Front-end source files
#####

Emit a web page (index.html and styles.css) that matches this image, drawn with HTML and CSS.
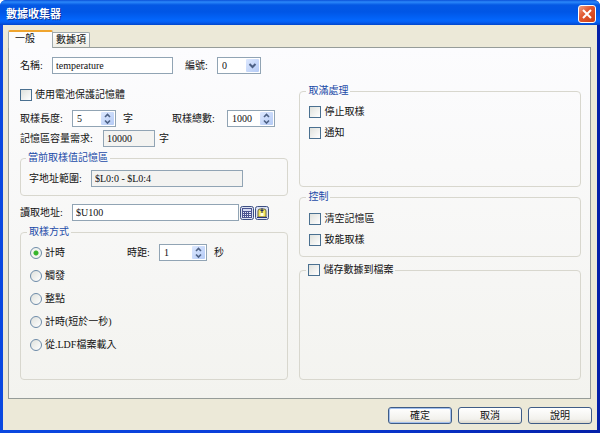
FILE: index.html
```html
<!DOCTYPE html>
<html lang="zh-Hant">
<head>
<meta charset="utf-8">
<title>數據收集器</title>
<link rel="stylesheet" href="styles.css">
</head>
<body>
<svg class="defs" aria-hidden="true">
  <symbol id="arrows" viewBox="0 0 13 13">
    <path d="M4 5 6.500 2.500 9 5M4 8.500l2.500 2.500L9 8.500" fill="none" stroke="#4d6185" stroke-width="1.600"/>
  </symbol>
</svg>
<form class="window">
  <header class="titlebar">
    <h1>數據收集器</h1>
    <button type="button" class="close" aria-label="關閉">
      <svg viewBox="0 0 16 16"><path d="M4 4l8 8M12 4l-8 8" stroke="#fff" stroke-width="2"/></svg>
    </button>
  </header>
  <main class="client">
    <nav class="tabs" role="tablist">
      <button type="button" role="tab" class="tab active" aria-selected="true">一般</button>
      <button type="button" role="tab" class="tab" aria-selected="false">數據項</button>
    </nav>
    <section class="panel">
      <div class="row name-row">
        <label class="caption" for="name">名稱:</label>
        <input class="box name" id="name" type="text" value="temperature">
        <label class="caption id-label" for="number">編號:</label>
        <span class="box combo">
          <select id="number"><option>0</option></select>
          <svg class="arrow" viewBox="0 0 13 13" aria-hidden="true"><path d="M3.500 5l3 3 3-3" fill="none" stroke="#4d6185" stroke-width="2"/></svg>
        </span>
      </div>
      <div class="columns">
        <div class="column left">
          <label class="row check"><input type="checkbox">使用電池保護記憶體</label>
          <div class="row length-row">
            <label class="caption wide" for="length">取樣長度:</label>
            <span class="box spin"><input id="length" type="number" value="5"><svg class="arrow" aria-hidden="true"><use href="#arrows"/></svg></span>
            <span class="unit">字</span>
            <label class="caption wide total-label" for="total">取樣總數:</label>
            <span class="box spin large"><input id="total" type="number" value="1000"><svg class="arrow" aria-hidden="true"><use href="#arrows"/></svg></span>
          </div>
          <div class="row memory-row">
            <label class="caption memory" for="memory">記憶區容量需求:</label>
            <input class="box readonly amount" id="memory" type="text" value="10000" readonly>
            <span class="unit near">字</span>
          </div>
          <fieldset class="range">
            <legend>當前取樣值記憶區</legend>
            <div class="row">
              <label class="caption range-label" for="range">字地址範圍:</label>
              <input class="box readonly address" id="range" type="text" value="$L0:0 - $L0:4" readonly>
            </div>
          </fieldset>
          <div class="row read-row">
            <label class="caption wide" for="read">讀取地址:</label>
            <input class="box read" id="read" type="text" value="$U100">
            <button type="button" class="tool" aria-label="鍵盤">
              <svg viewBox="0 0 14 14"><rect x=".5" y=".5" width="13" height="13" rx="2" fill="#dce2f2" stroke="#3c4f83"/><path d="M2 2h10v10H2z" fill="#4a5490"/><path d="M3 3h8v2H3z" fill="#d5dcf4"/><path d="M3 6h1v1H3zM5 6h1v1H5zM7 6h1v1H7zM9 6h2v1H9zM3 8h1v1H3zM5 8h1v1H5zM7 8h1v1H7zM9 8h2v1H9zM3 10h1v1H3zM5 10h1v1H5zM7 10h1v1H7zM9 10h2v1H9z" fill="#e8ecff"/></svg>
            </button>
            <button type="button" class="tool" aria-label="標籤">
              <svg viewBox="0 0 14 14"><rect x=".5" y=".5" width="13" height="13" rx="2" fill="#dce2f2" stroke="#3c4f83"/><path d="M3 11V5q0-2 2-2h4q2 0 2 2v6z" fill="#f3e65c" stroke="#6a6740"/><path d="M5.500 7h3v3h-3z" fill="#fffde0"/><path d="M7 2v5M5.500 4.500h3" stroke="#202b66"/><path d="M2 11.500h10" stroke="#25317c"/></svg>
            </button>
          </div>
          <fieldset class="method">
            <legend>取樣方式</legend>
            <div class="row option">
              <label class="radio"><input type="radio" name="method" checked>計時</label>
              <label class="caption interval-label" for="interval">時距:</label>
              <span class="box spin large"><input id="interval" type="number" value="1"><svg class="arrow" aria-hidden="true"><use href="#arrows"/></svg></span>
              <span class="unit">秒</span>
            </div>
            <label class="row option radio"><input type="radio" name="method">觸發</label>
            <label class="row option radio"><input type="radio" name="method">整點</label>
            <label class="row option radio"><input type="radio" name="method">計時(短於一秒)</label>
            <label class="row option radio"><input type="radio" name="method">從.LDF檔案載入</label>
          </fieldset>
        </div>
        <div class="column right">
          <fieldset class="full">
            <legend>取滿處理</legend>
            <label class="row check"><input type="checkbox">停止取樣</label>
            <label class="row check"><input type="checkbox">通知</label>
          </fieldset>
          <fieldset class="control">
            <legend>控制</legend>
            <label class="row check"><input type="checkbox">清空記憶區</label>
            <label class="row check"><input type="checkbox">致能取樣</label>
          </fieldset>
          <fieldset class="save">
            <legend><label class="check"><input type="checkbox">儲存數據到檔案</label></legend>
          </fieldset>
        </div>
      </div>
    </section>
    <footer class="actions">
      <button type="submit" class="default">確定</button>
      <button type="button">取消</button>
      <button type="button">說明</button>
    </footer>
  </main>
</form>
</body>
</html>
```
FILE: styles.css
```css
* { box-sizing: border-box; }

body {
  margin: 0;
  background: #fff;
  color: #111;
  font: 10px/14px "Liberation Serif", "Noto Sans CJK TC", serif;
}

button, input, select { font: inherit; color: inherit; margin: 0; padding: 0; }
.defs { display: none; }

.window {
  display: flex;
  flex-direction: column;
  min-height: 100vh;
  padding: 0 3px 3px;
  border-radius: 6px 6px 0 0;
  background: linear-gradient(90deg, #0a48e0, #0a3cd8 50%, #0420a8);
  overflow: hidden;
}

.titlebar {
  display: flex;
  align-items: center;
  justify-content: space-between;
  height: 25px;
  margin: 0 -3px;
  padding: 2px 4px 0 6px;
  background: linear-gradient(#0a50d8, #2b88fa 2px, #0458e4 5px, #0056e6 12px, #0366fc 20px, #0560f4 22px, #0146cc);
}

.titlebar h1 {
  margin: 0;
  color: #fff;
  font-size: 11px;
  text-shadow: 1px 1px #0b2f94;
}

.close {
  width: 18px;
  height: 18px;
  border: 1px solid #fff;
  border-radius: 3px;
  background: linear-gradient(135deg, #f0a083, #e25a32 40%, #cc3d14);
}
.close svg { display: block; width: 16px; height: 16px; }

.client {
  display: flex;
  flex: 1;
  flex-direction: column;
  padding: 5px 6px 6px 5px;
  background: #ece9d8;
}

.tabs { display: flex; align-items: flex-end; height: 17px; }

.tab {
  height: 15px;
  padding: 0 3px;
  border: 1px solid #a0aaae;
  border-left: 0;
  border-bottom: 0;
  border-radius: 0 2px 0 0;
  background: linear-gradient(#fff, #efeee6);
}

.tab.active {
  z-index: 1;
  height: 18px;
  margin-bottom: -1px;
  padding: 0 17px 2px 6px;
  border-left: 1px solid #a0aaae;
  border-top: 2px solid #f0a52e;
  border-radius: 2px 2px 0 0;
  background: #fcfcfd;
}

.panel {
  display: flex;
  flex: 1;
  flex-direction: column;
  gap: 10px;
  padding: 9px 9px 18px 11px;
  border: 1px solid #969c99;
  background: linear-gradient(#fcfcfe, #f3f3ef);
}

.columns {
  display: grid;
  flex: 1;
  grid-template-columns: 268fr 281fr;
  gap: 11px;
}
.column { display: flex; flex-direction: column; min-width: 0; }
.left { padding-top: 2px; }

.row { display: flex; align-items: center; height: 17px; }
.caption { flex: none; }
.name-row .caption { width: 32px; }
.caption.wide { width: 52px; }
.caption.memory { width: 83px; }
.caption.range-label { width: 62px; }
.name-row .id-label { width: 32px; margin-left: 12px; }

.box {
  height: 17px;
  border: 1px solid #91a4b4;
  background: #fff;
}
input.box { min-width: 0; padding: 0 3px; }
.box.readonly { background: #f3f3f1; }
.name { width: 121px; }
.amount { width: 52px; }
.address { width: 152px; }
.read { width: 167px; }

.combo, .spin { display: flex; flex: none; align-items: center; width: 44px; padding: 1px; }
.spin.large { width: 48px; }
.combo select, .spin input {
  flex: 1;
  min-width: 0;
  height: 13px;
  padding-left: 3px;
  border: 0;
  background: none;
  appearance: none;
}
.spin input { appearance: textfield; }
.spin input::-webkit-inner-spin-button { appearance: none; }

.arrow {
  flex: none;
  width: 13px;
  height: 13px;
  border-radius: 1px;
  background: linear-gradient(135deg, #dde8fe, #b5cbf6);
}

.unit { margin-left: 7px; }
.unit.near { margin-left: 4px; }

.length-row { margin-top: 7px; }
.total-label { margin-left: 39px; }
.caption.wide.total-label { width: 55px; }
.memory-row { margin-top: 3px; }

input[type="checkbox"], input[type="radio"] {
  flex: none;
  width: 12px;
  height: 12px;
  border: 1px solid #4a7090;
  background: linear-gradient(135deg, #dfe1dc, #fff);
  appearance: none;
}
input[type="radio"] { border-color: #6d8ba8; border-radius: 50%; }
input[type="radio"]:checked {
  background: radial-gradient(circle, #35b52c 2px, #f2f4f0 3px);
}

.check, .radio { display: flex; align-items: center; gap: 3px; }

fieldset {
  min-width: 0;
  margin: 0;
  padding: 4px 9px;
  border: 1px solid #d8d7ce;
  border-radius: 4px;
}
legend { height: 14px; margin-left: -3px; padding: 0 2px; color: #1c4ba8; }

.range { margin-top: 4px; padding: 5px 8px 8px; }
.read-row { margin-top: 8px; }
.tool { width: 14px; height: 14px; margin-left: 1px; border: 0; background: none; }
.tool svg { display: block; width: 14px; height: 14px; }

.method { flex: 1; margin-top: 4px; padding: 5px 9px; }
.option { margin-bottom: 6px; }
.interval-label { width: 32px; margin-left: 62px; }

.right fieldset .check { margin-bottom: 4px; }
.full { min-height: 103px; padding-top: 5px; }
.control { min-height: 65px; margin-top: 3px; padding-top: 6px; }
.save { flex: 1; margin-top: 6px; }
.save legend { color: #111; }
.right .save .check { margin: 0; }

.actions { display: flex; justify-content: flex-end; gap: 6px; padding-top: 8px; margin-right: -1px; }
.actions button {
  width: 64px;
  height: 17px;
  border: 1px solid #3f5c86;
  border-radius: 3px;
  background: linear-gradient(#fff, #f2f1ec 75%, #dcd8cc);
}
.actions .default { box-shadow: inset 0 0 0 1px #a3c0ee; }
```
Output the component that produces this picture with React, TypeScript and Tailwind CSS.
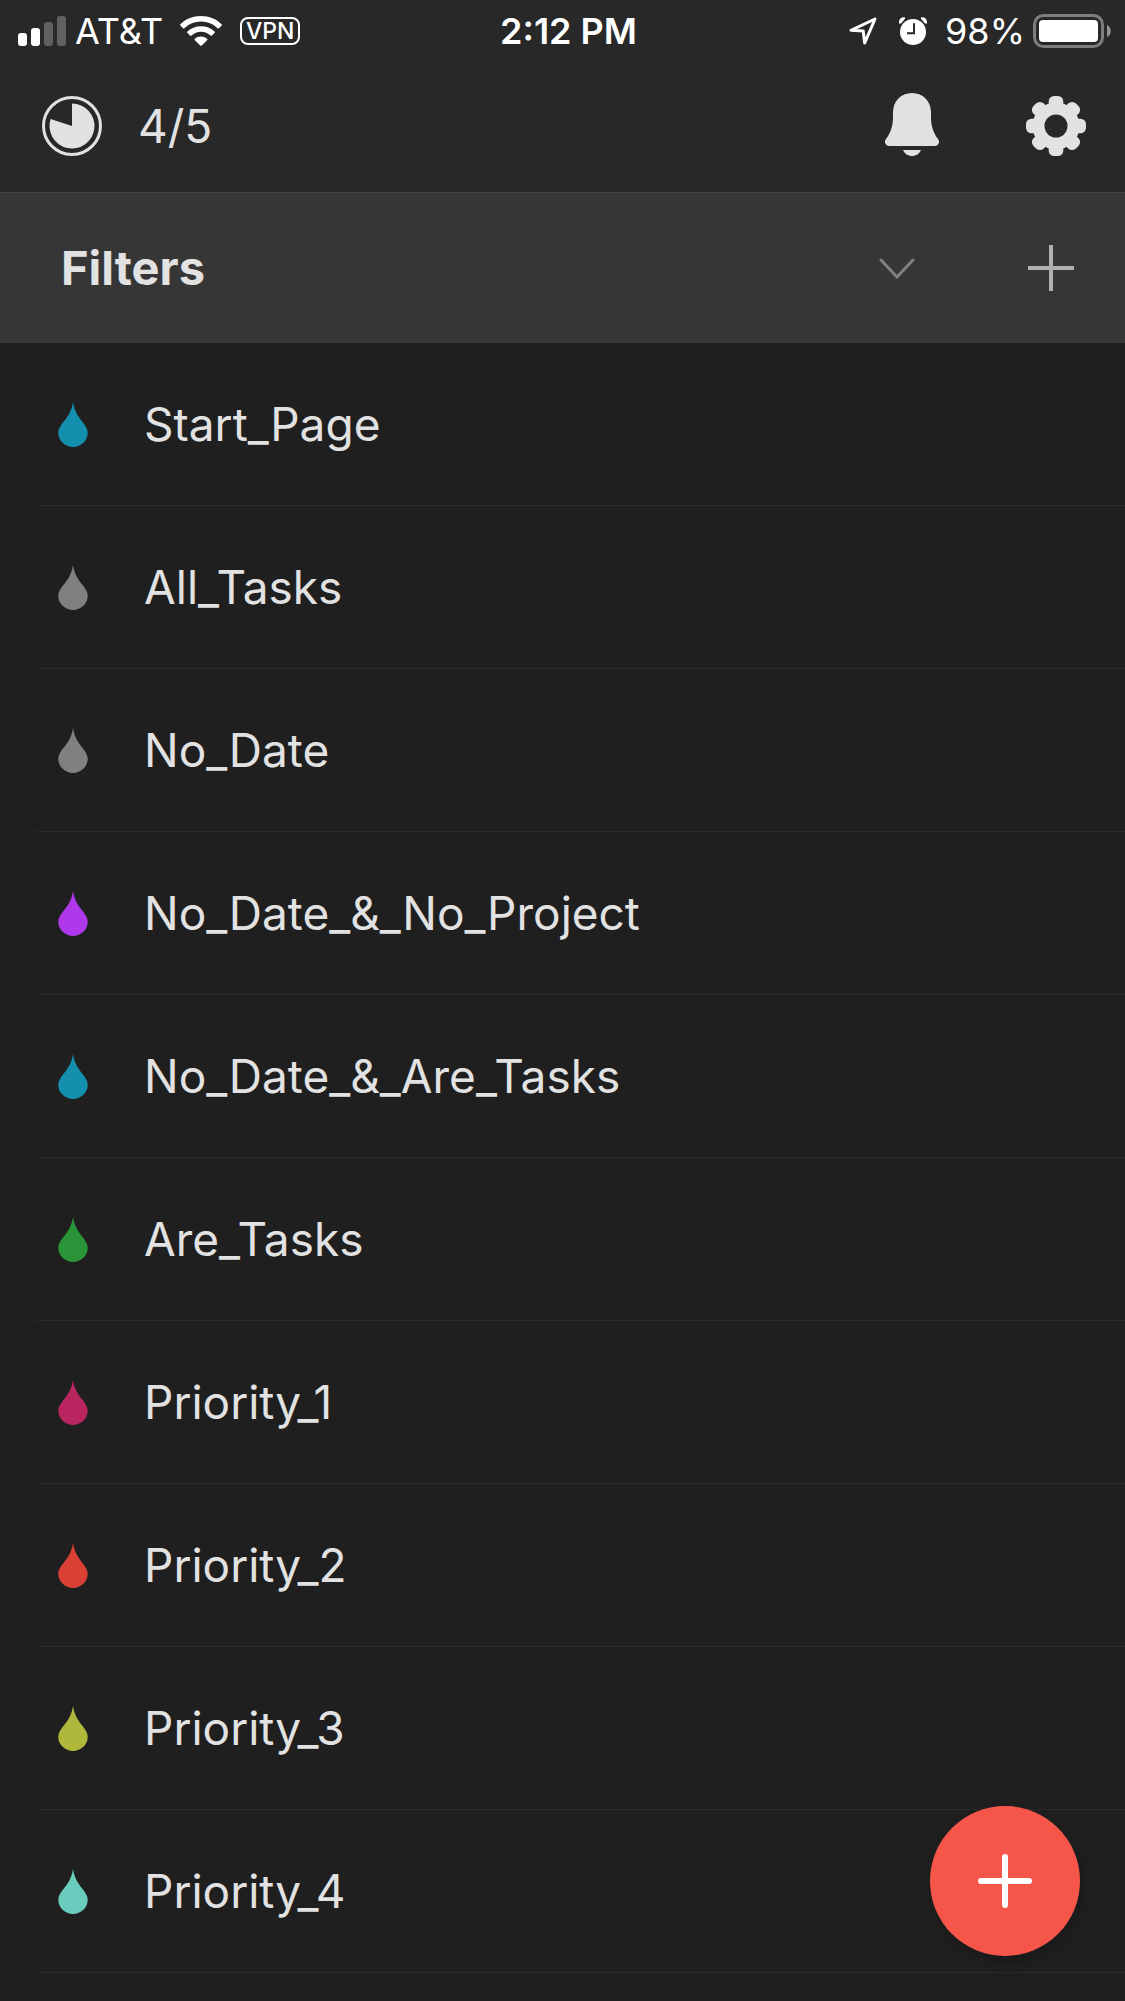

#####

## PROBLEM DETAILS
State how many lines of the listing include the word "styles". Reply with the number alone.

## TASK RESULT
3